I was contacted by author of the "All Corvette Colors", now writing a Fiero book. He is inquiring about Fiero Production grid I posted January 11, 2002. Does anyone know who compiled that grid ? I will send him a link to this post.
I saw your email address on Pennock's Fiero Forum. I am also a Pennock's member. I apologize for the intrusion.
I write to you because you posted a Fiero Production grid for all Fiero years in a January 11, 2002 post to the thread entitled "1988 Fiero Production Numbers."
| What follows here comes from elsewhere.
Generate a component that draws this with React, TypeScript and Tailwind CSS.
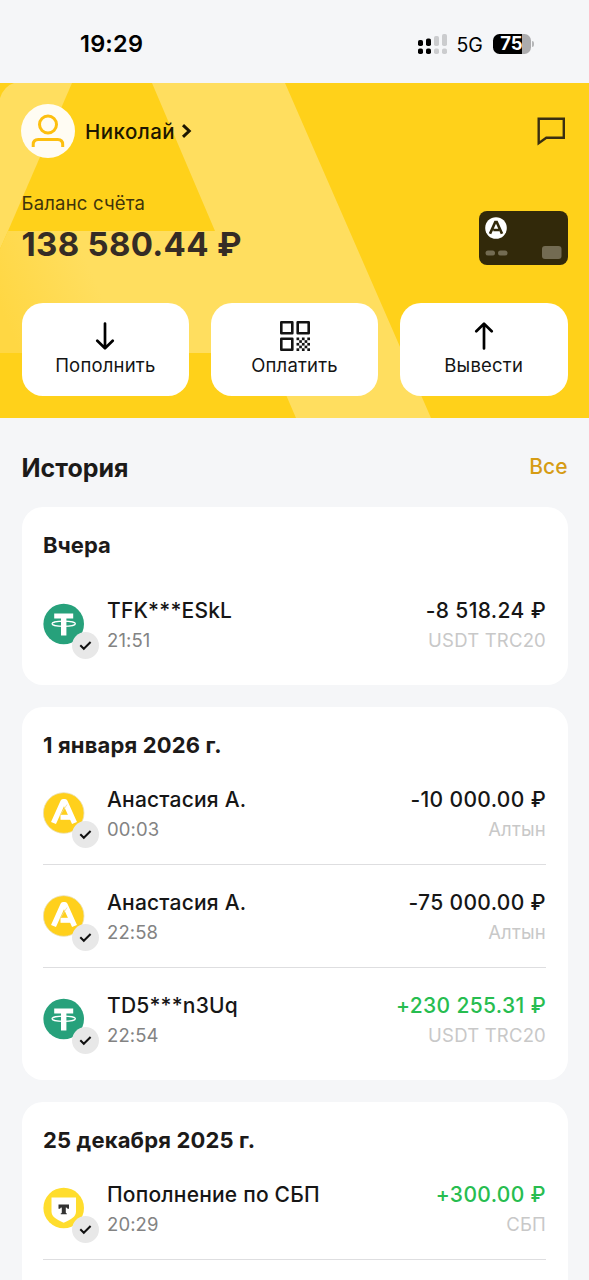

That grid is very, very interesting (to me, at least). That grid identified the 1986 experimental colors and the 1988 experimental colors. I have the Pontiac production data sheets for those years, and the experimental color totals in the grid are spot-on correct. That grid also identified two (2) experimental colors for 1987. To me, that would indicate that whomever compiled that grid must have had access to a 1987 Pontiac report which broke down specific RPOs. I suspect that the 1987 information on that grid is correct.
A few posts later, in the same thread, you mentioned that you did not compile that grid, but that found it "a few months back."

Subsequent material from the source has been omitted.